Sunday, September 15, 2013

State-level unions demand ObamaCare fix, as Obama meets labor leaders

President Obama plans to meet face-to-face with labor leaders Friday to try and quell their opposition to Obamacare, as Republicans warn that the administration might offer a sweetheart deal to give their workers extra health care subsidies.
But while labor leaders hear out the White House, state-level union bosses are on their way back from the national conference of the AFL-CIO, and they’ve got a message for state lawmakers and Congress:
“We want changes to Obamacare.”
At this week’s national conference of the AFL-CIO, an umbrella group for dozens of labor unions, union leaders approved a resolution formally calling for changes to the Affordable Care Act. The AFL-CIO said it’s concerned about the affordability and accessibility of health insurance under Obamacare, and also worries that workers’ hours may be cut back as an unintended consequence of the law.
In short, the AFL-CIO shares many of the same concerns opponents of the health care law have been raising for a long time.
But the AFL-CIO is not a group of tea party Republicans determined to defund the law. The group was among the biggest advocates for the ACA when it passed Congress in March 2010.
Things haven’t gone according to plan since then.

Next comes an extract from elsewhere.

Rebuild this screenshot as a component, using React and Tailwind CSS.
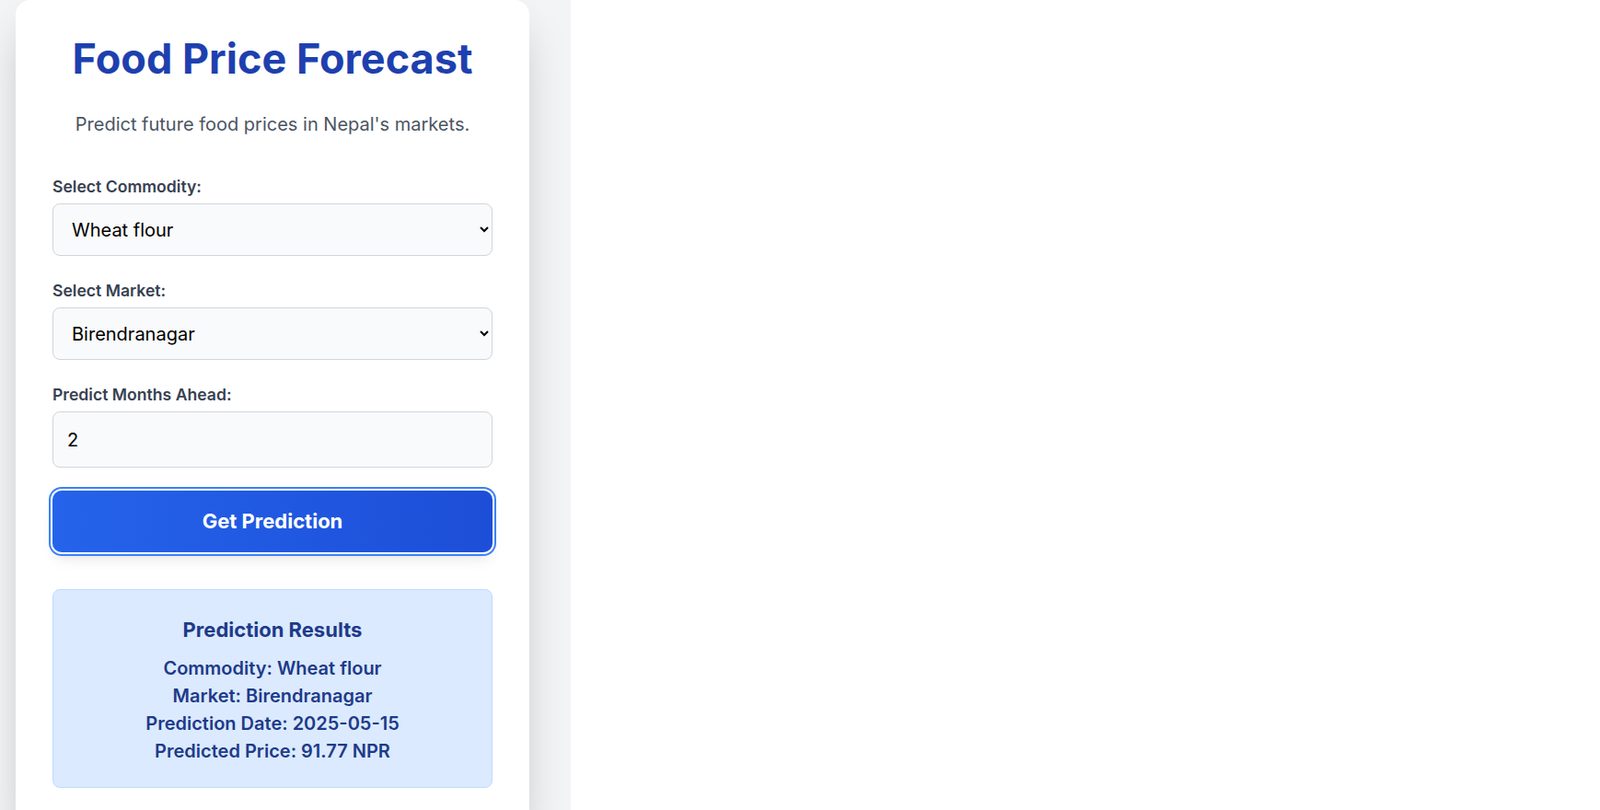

“I haven’t heard from anyone who thinks this is moving smoothly,” said Jon Hendry, president of the New Mexico Federation of Labor/AFL-CIO. “We support the ACA but it has to be fixed.”
Hendry was on his way back to the Land of Enchantment on Thursday, when he told Watchdog.org he supported the resolution approved in Los Angeles and wants to see changes to the health care law.
Part of that fix, Hendry said, could include a radical move toward a single-payer health care system. That’s what the AFL-CIO has favored all along, he said.
Through it all, unions continue to say they support the goal behind Obamacare: to provide insurance for millions of working class Americans who do not receive employer-based health insurance and are too poor (or just unwilling) to purchase health insurance on their own.
But like anything else, the devil is in the details.
On the whole, unions’ biggest complaint with the ACA is that the federal government would recognize so-called “multi-employer plans” as employer-based health plans. Those types of plans were legalized by the Taft-Hartley Act and are widely used by labor unions as a way to pool insurance costs between unions and management.
Since the Treasury Department says it will view multi-employer plans the same way as other employer-based health coverage, so individuals enrolled in those plans will not be eligible for government subsidies.
“Federal agencies administering the ACA have interpreted the Act in ways that are threatening the ability of workers to keep health care coverage through some collectively bargained, non-profit health care funds,” the AFL-CIO resolution reads, in part.
Unions argue the multi-employer plans operate as nonprofits, and therefore shouldn’t be treated the same way as other employer-based coverage options, which are usually for-profit. Some other not-for-profit insurance plans will be eligible for those subsidies.